▶ [Exercise description]: Return each line of the records with nothing changed, pictures excepted.

** START **

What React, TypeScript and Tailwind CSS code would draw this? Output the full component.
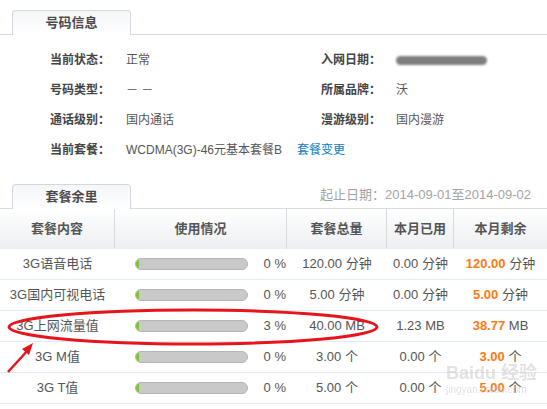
import React from 'react';

const FONT = "font-['Liberation_Sans','Noto_Sans_CJK_SC',sans-serif]";

const infoRows = [
  { l: '当前状态：', v: '正常', rl: '入网日期：', rv: 'blur' },
  { l: '号码类型：', v: '－ －', rl: '所属品牌：', rv: '沃' },
  { l: '通话级别：', v: '国内通话', rl: '漫游级别：', rv: '国内漫游' },
  { l: '当前套餐：', v: 'WCDMA(3G)-46元基本套餐B', link: '套餐变更' },
];

const usage = [
  { name: '3G语音电话', pct: '0 %', total: '120.00', used: '0.00', left: '120.00', unit: '分钟' },
  { name: '3G国内可视电话', pct: '0 %', total: '5.00', used: '0.00', left: '5.00', unit: '分钟' },
  { name: '3G上网流量值', pct: '3 %', total: '40.00', used: '1.23', left: '38.77', unit: 'MB' },
  { name: '3G M值', pct: '0 %', total: '3.00', used: '0.00', left: '3.00', unit: '个' },
  { name: '3G T值', pct: '0 %', total: '5.00', used: '0.00', left: '5.00', unit: '个' },
];

const Tab: React.FC<{ title: string; right?: React.ReactNode }> = ({ title, right }) => (
  <div className="flex items-end border-b border-[#d9dde2] h-[25px]">
    <div className="ml-[12px] w-[119px] h-[25px] -mb-px border border-b-0 border-[#d3d8de] rounded-t-[4px] bg-gradient-to-b from-[#f4f6f8] to-white flex items-center justify-center text-[13px] font-bold text-[#4a4a4a]">
      {title}
    </div>
    {right}
  </div>
);

const Bar: React.FC<{ p: number }> = ({ p }) => (
  <div className="w-[113px] h-[12px] rounded-full border border-[#b5b5b5] bg-[#c9c9c9] overflow-hidden">
    <div className="h-full rounded-full bg-[#79c72b]" style={{ width: `${Math.max(p, 3)}%` }} />
  </div>
);

export default function App() {
  return (
    <div className={`relative w-[547px] h-[409px] bg-white overflow-hidden ${FONT} text-[12px] text-[#555]`}>
      <div className="pt-[10px]">
        <Tab title="号码信息" />
      </div>

      <div className="pt-[10px]">
        {infoRows.map((r, i) => (
          <div key={i} className="flex items-center h-[30px]">
            <div className="w-[76px] pl-[50px] shrink-0 font-bold text-[#444] whitespace-nowrap">{r.l}</div>
            <div className="ml-[50px] w-[195px] flex items-center whitespace-nowrap">
              <span>{r.v}</span>
              {r.link && <span className="ml-[15px] text-[#0b7dc3]">{r.link}</span>}
            </div>
            {r.rl && (
              <>
                <div className="w-[75px] font-bold text-[#444] whitespace-nowrap">{r.rl}</div>
                <div className="whitespace-nowrap">
                  {r.rv === 'blur' ? (
                    <div className="w-[91px] h-[9px] rounded-full bg-[#7e7e7e] blur-[1px]" />
                  ) : (
                    r.rv
                  )}
                </div>
              </>
            )}
          </div>
        ))}
      </div>

      <div className="pt-[19px]">
        <Tab
          title="套餐余里"
          right={
            <div className="ml-auto mr-[16px] self-center text-[13px] text-[#a3a3a3] pb-[2px]">
              起止日期：2014-09-01至2014-09-02
            </div>
          }
        />
      </div>

      <div className="grid grid-cols-[115px_172px_100px_67px_93px] text-[13px]">
        {['套餐内容', '使用情况', '套餐总量', '本月已用', '本月剩余'].map((h, i) => (
          <div
            key={h}
            className={`h-[40px] flex items-center justify-center font-bold text-[#555] bg-gradient-to-b from-white to-[#eceef1] ${i < 4 ? 'border-r border-[#d9dcdf]' : ''}`}
          >
            {h}
          </div>
        ))}
        {usage.map((u) => (
          <React.Fragment key={u.name}>
            <div className="h-[31px] flex items-center justify-center border-b border-[#e3ebf2]">{u.name}</div>
            <div className="h-[31px] flex items-center border-b border-[#e3ebf2] pl-[20px]">
              <Bar p={parseFloat(u.pct)} />
              <span className="ml-auto pr-[1px]">{u.pct}</span>
            </div>
            <div className="h-[31px] flex items-center justify-center border-b border-[#e3ebf2]">
              {u.total} {u.unit}
            </div>
            <div className="h-[31px] flex items-center justify-center border-b border-[#e3ebf2]">
              {u.used} {u.unit}
            </div>
            <div className="h-[31px] flex items-center justify-center border-b border-[#e3ebf2]">
              <span className="text-[#ff7a12] font-bold">{u.left}</span>&nbsp;{u.unit}
            </div>
          </React.Fragment>
        ))}
      </div>

      {/* annotation */}
      <svg className="absolute left-0 top-0 pointer-events-none" width="547" height="409">
        <ellipse cx="193" cy="327" rx="184" ry="17" fill="none" stroke="#e8141b" strokeWidth="3" />
        <line x1="8" y1="372" x2="28" y2="350" stroke="#e8141b" strokeWidth="2.5" />
        <polygon points="33,343 22,349 29,355" fill="#e8141b" />
      </svg>

      <div className="absolute left-[446px] top-[364px] text-[#cfcfcf] opacity-60 pointer-events-none leading-none whitespace-nowrap">
        <div className="text-[18px] font-bold">Baidu 经验</div>
        <div className="text-[10px] mt-[3px]">jingyan.baidu.com</div>
      </div>
    </div>
  );
}
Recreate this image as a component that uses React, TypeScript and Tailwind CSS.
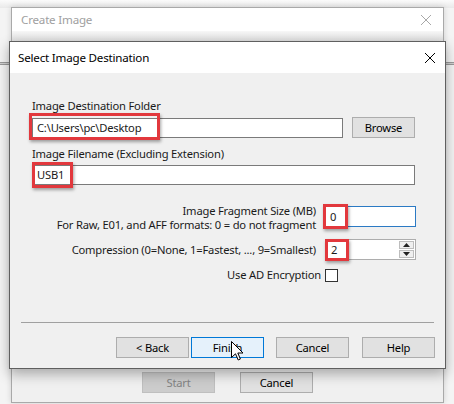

** END **

▶ [The answer]:
What React, TypeScript and Tailwind CSS code would draw this? Output the full component.
import React from 'react';

const FONT = "font-['Liberation_Sans','Noto_Sans_CJK_SC',sans-serif]";

const infoRows = [
  { l: '当前状态：', v: '正常', rl: '入网日期：', rv: 'blur' },
  { l: '号码类型：', v: '－ －', rl: '所属品牌：', rv: '沃' },
  { l: '通话级别：', v: '国内通话', rl: '漫游级别：', rv: '国内漫游' },
  { l: '当前套餐：', v: 'WCDMA(3G)-46元基本套餐B', link: '套餐变更' },
];

const usage = [
  { name: '3G语音电话', pct: '0 %', total: '120.00', used: '0.00', left: '120.00', unit: '分钟' },
  { name: '3G国内可视电话', pct: '0 %', total: '5.00', used: '0.00', left: '5.00', unit: '分钟' },
  { name: '3G上网流量值', pct: '3 %', total: '40.00', used: '1.23', left: '38.77', unit: 'MB' },
  { name: '3G M值', pct: '0 %', total: '3.00', used: '0.00', left: '3.00', unit: '个' },
  { name: '3G T值', pct: '0 %', total: '5.00', used: '0.00', left: '5.00', unit: '个' },
];

const Tab: React.FC<{ title: string; right?: React.ReactNode }> = ({ title, right }) => (
  <div className="flex items-end border-b border-[#d9dde2] h-[25px]">
    <div className="ml-[12px] w-[119px] h-[25px] -mb-px border border-b-0 border-[#d3d8de] rounded-t-[4px] bg-gradient-to-b from-[#f4f6f8] to-white flex items-center justify-center text-[13px] font-bold text-[#4a4a4a]">
      {title}
    </div>
    {right}
  </div>
);

const Bar: React.FC<{ p: number }> = ({ p }) => (
  <div className="w-[113px] h-[12px] rounded-full border border-[#b5b5b5] bg-[#c9c9c9] overflow-hidden">
    <div className="h-full rounded-full bg-[#79c72b]" style={{ width: `${Math.max(p, 3)}%` }} />
  </div>
);

export default function App() {
  return (
    <div className={`relative w-[547px] h-[409px] bg-white overflow-hidden ${FONT} text-[12px] text-[#555]`}>
      <div className="pt-[10px]">
        <Tab title="号码信息" />
      </div>

      <div className="pt-[10px]">
        {infoRows.map((r, i) => (
          <div key={i} className="flex items-center h-[30px]">
            <div className="w-[76px] pl-[50px] shrink-0 font-bold text-[#444] whitespace-nowrap">{r.l}</div>
            <div className="ml-[50px] w-[195px] flex items-center whitespace-nowrap">
              <span>{r.v}</span>
              {r.link && <span className="ml-[15px] text-[#0b7dc3]">{r.link}</span>}
            </div>
            {r.rl && (
              <>
                <div className="w-[75px] font-bold text-[#444] whitespace-nowrap">{r.rl}</div>
                <div className="whitespace-nowrap">
                  {r.rv === 'blur' ? (
                    <div className="w-[91px] h-[9px] rounded-full bg-[#7e7e7e] blur-[1px]" />
                  ) : (
                    r.rv
                  )}
                </div>
              </>
            )}
          </div>
        ))}
      </div>

      <div className="pt-[19px]">
        <Tab
          title="套餐余里"
          right={
            <div className="ml-auto mr-[16px] self-center text-[13px] text-[#a3a3a3] pb-[2px]">
              起止日期：2014-09-01至2014-09-02
            </div>
          }
        />
      </div>

      <div className="grid grid-cols-[115px_172px_100px_67px_93px] text-[13px]">
        {['套餐内容', '使用情况', '套餐总量', '本月已用', '本月剩余'].map((h, i) => (
          <div
            key={h}
            className={`h-[40px] flex items-center justify-center font-bold text-[#555] bg-gradient-to-b from-white to-[#eceef1] ${i < 4 ? 'border-r border-[#d9dcdf]' : ''}`}
          >
            {h}
          </div>
        ))}
        {usage.map((u) => (
          <React.Fragment key={u.name}>
            <div className="h-[31px] flex items-center justify-center border-b border-[#e3ebf2]">{u.name}</div>
            <div className="h-[31px] flex items-center border-b border-[#e3ebf2] pl-[20px]">
              <Bar p={parseFloat(u.pct)} />
              <span className="ml-auto pr-[1px]">{u.pct}</span>
            </div>
            <div className="h-[31px] flex items-center justify-center border-b border-[#e3ebf2]">
              {u.total} {u.unit}
            </div>
            <div className="h-[31px] flex items-center justify-center border-b border-[#e3ebf2]">
              {u.used} {u.unit}
            </div>
            <div className="h-[31px] flex items-center justify-center border-b border-[#e3ebf2]">
              <span className="text-[#ff7a12] font-bold">{u.left}</span>&nbsp;{u.unit}
            </div>
          </React.Fragment>
        ))}
      </div>

      {/* annotation */}
      <svg className="absolute left-0 top-0 pointer-events-none" width="547" height="409">
        <ellipse cx="193" cy="327" rx="184" ry="17" fill="none" stroke="#e8141b" strokeWidth="3" />
        <line x1="8" y1="372" x2="28" y2="350" stroke="#e8141b" strokeWidth="2.5" />
        <polygon points="33,343 22,349 29,355" fill="#e8141b" />
      </svg>

      <div className="absolute left-[446px] top-[364px] text-[#cfcfcf] opacity-60 pointer-events-none leading-none whitespace-nowrap">
        <div className="text-[18px] font-bold">Baidu 经验</div>
        <div className="text-[10px] mt-[3px]">jingyan.baidu.com</div>
      </div>
    </div>
  );
}
Recreate this image as a component that uses React, TypeScript and Tailwind CSS.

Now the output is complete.